3. Be a Part-Time bootstrapping startup in the beginning;
Just quitting your job out of the blue and starting your business is a road that most likely leads to disappointment. Start your CEO journey part-time, before deciding it’s the right thing to do permanently.
4. Try cutting down on some of your expenses;
Not enough cash for office space? Work from home, or makeshift a garage into an office-friendly space if you can. Cook lunch instead of buying it; cut down on everything you possibly can to avoid useless expenses that could have very well been put to your business’s future.

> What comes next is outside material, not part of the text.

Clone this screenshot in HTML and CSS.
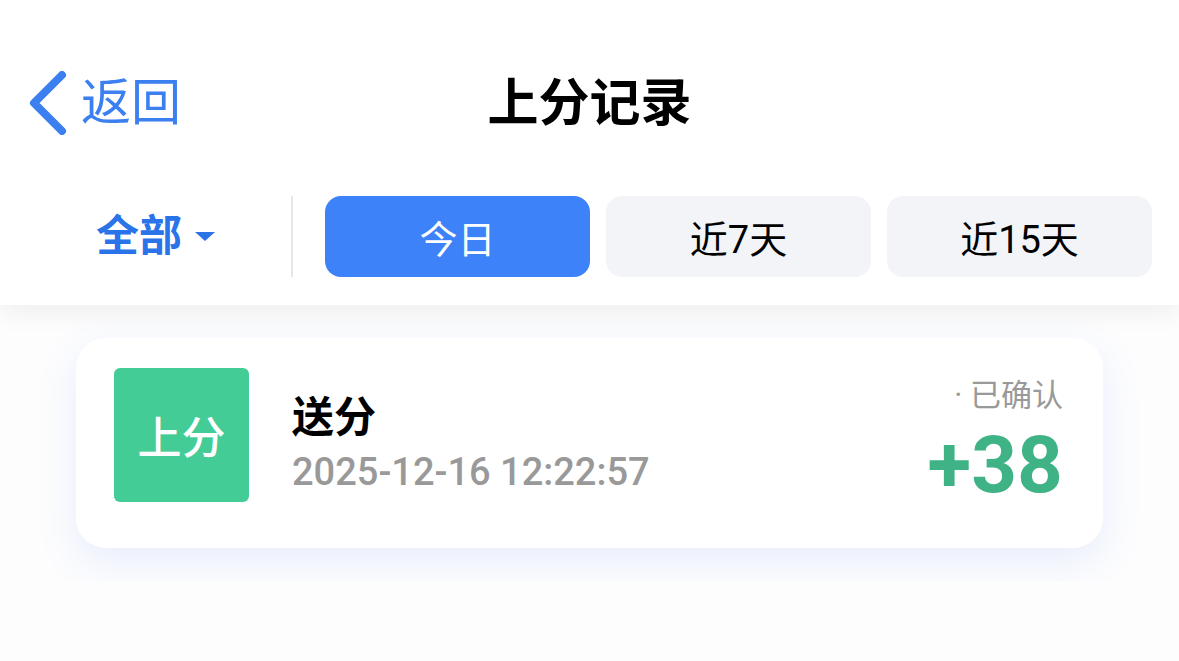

5. Invest in growing your Social Media
If you are a business in 2021, do you even exist if you are not on Instagram? Brands spend thousands, some even millions of dollars to make sure their social media presence is top-notch. From Instagram marketing to organic growth by third-party services, brands are not playing around when it comes to making money online.
Odds are that your average consumer will check you out on Instagram Stores or just click the link in your Bio to get to your website. Social media platforms create A LOT of buzz around your products and brand, so make sure to either pimp yours yourself, or hire a crafty Social Media Manager/Content Creator to do it for you.
The more traffic and overall buzz your pages make, the more revenue will your business gain.
The key takeaways
The social media culture we live in today has made it look so easy to start your own business; probably because of the most famous CEOs of today. Loads of young adults, women, and anyone who has not been in the business-oriented spotlight throughout previous decades.
And despite the massive floods of inspiration we get from these peeps, it still paints a false narrative: it’s very hard to build a business from scratch…but still not impossible.
With the smart business model, a piece of personal savings, and even smarter budgeting, who knows what you could accomplish, you just might be the next serial entrepreneur!